Yesterday I Spent an Absolutely

ridiculous amount of time knitting this



It's the first little sample sock in Cat Bordhi's New Pathways for Sock Knitters. I got through the leg just fine, no problem shaping the heel cup with short rows. But when I got to the part of the heel that runs at the bottom of the foot, Blam!, it was like hitting a brick wall. I could not get my rearranged stitches to match the diagram in the book (or more accurately, I could not conceptualize the relationship of the diagram to the stitches I was slipping onto different needles.) When I forged ahead and completed something like a heel I ended up two stitches short, with loose sloppy edges and gaping holes where the "wing" stitches met up with the instep. It was a mess.

I don't think there was anything wrong with the directions. I think it had to do with the way I assimilate information, at least knitting information.

First off, I think that what I already know got in the way of what I was trying to learn, I have a very clear grasp of the construction of a traditional heel flap and "French" heel turn.

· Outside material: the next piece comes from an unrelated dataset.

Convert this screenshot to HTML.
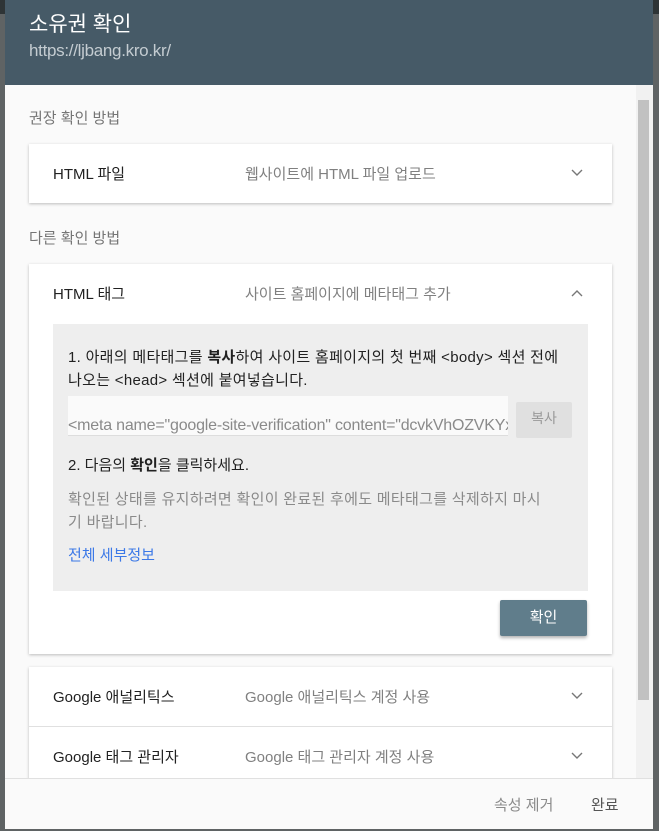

I mean, by this point I understand it at some gut level that is deeper than words or numbers. Hand me any sock leg with any number of stitches on it and I can work that heel, because I can visualize how it is all supposed to come together, and how the proportions of the different sections work, and how a change to one dimension (say length of heel flap), will affect the other dimensions. And I think some of these "deeper than conscious thought" assumptions were bumping into the printed directions on the page and jangling things up. Because this heel is "sorta like, but not really" the heels I already know. Call it cognitive dissonance.

Secondly, I could not yet visualize how the parts of this new construction were supposed to work together. And if I didn't have a mental picture of what I was aiming for, and how it all worked together, I got confused. I'm good at visualizing something once I've seen an example - not so much from a written description. (Maybe that's why I like working from charts so much.) After I had my first somewhat bungled attempt done, I could turn it over in my hands and run my fingers along the places the different parts came together, internalizing how it all fit together.

It was at least close enough to what the designer intended that a little light bulb went on. "Aha! This is sort of, almost, like a Dutch Heel, only instead of using up stitches of the heel flap you are using up those "wing" stitches that are sort of the equivalent to a gusset." I ripped back, rearranged the stitches on the needles in a way that now made sense to me and sailed through the second go around.

I don't know that there is any moral to this story except maybe that it's really hard to write directions that can be clear to all "learning styles". I had no problem with Cat's instructions for her way of working short row wraps, or her favorite "Judy's Magic Cast On." But then, I'd watched her YouTube videos of those first. I was already seeing in my mind where to go and how to get there.

1 comment:

Anonymous said...

What you already know getting in the way of learning something new -- so true.